Let’s say you’re in Portland and you don’t anything on for tonight, or maybe you have something on, but you’re dreading it. Or Saturday night. If you are in that circumstance, then Art Scatter suggests that you drop in on Kidd Pivot, at Reed College’s Kaul Auditorium. It’s that good.

Kidd Pivot is the brainchild of Crystal Pite (rhymes with kite), a Vancouver, B.C., choreographer, who danced with Ballet B.C. and Ballett Frankfort, where she worked with William Forsythe. She founded Kidd Pivot in 2001, though she continues to choreograph for other companies.

For the White Bird series
, Pite and her company of six are performing Lost Action (2006). It’s a 70-minute, one-act (no intermission) concert that only lags a little toward the conclusion, primarily because of false ending or two. Until then, though, the action, lost or not, is totally engaging. For this dance, Pite has borrowed a little hip-hop, knitted things together with repeated actions and tableaux and employed a propulsive movement device: The dancers typically run pell-mell through a phrase that stops stock still; then they sprint off again. And even when they are doing slower phrases, they frequently end motionless.

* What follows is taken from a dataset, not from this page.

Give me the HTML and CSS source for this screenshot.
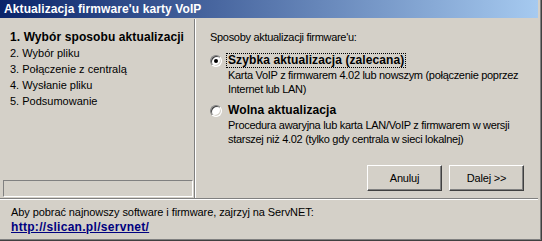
FILE: index.html
```html
<!doctype html>
<html lang="pl">
<head>
  <meta charset="UTF-8">
  <title>Aktualizacja firmware'u karty VoIP</title>
  <link rel="stylesheet" href="styles.css">
</head>
<body>
  <div class="window">
    <div class="titlebar">Aktualizacja firmware'u karty VoIP</div>
    <div class="main">
      <div class="steps">
        <ol class="step-list">
          <li class="current">1. Wybór sposobu aktualizacji</li>
          <li>2. Wybór pliku</li>
          <li>3. Połączenie z centralą</li>
          <li>4. Wysłanie pliku</li>
          <li>5. Podsumowanie</li>
        </ol>
        <div class="status"></div>
      </div>
      <div class="content">
        <p class="intro">Sposoby aktualizacji firmware'u:</p>
        <div class="option">
          <span class="radio checked"></span>
          <div>
            <span class="option-title focused">Szybka aktualizacja (zalecana)</span>
            <div class="option-desc">Karta VoIP z firmwarem 4.02 lub nowszym (połączenie poprzez<br>Internet lub LAN)</div>
          </div>
        </div>
        <div class="option">
          <span class="radio"></span>
          <div>
            <span class="option-title">Wolna aktualizacja</span>
            <div class="option-desc">Procedura awaryjna lub karta LAN/VoIP z firmwarem w wersji<br>starszej niż 4.02 (tylko gdy centrala w sieci lokalnej)</div>
          </div>
        </div>
        <div class="buttons">
          <button class="btn">Anuluj</button>
          <button class="btn">Dalej &gt;&gt;</button>
        </div>
      </div>
    </div>
    <div class="footer">
      <div class="footer-text">Aby pobrać najnowszy software i firmware, zajrzyj na ServNET:</div>
      <a class="link" href="#">http://slican.pl/servnet/</a>
    </div>
  </div>
</body>
</html>
```

FILE: styles.css
```css
body {
    margin: 0;
    background: #d4d0c8;
    font-family: "Liberation Sans", Arial, sans-serif;
    font-size: 11px;
    color: #000;
}
.window {
    width: 542px;
    height: 241px;
    box-sizing: border-box;
    padding: 0 4px 4px 0;
    background: #d4d0c8;
    box-shadow: inset -1px -1px 0 #404040, inset -2px -2px 0 #808080;
}
.titlebar {
    height: 18px;
    margin-bottom: 1px;
    padding-left: 4px;
    background: linear-gradient(to right, #0a246a, #a6caf0);
    color: #fff;
    font-size: 12px;
    font-weight: bold;
    letter-spacing: 0.1px;
    line-height: 19px;
}
.main {
    display: flex;
    height: 179px;
    border-bottom: 1px solid #808080;
}
.steps {
    width: 194px;
    display: flex;
    flex-direction: column;
    border-right: 1px solid #808080;
}
.step-list {
    list-style: none;
    margin: 0;
    padding: 10px 0 0 10px;
    line-height: 16px;
    flex: 1;
}
.step-list .current {
    font-size: 12px;
    font-weight: bold;
    letter-spacing: 0.1px;
}
.status {
    height: 15px;
    margin: 0 1px 1px 3px;
    border: 1px solid;
    border-color: #808080 #fff #fff #808080;
}
.content {
    flex: 1;
    display: flex;
    flex-direction: column;
    padding: 11px 14px 7px 14px;
    border-left: 1px solid #fff;
    line-height: 14px;
    letter-spacing: -0.3px;
    white-space: nowrap;
}
.intro {
    margin: 0 0 9px 0;
}
.option {
    display: flex;
    margin-bottom: 7px;
}
.radio {
    position: relative;
    width: 10px;
    height: 10px;
    margin: 2px 6px 0 0;
    flex: none;
    border: 1px solid;
    border-color: #808080 #fff #fff #808080;
    border-radius: 50%;
    background: #fff;
    box-shadow: inset 1px 1px 0 #404040, inset -1px -1px 0 #d4d0c8;
}
.radio.checked:after {
    content: '';
    position: absolute;
    left: 3px;
    top: 3px;
    width: 4px;
    height: 4px;
    border-radius: 50%;
    background: #000;
}
.option-title {
    display: inline-block;
    font-size: 12px;
    font-weight: bold;
    letter-spacing: 0.1px;
    padding: 0 1px;
    margin-left: -2px;
    border: 1px dotted transparent;
    line-height: 13px;
}
.option-title.focused {
    border-color: #000;
}
.buttons {
    margin-top: auto;
    display: flex;
    justify-content: flex-end;
    gap: 7px;
}
.btn {
    width: 75px;
    height: 26px;
    padding: 0;
    font: inherit;
    letter-spacing: -0.2px;
    background: #d4d0c8;
    border: 1px solid;
    border-color: #fff #404040 #404040 #fff;
    box-shadow: inset -1px -1px 0 #808080;
}
.footer {
    border-top: 1px solid #fff;
    padding: 5px 0 0 11px;
    line-height: 15px;
}
.footer-text {
    letter-spacing: -0.08px;
}
.link {
    color: #000080;
    font-size: 12px;
    font-weight: bold;
    letter-spacing: 0.3px;
}
```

She favors movements of the arms extended or bowed and shoulders, though in one delightful moment a leg extended above a dancer’s head descends in a soft S curved, a remarkable effect, which fortunately repeats! The dance is gestural, definitely, and some of the sections seem to tell a little story. In a recurring motif, a dancer collapses and other dancers stand above him looking down, eventually picking him up and “reviving” him in a sort of “passing” ritual. There’s a little parka section (O Canada!). There’s drama and tension and sadness. The solos are uniformly excellent, primarily because the dancers are, I suppose. Swift, athletic, open to the moment. They partner the same way: You don’t notice the precision at first because they make even difficult moments, and there are lots of those, look easy.

I especially liked the sections for the four men in Kidd Pivot. The specific physical attributes of men are frequently under-realized on dance stages, but Pite takes advantage of the power and speed and abruptness her men bring. Which isn’t to say that the other women are overwhelmed here. Pite is an amazing mover — powerful, agile, quick, bristling with kinetic energy. And Marthe Krummenacher and Francine Liboiron bring some specific talents to the table, one longer and expressive and the other smaller and sharper.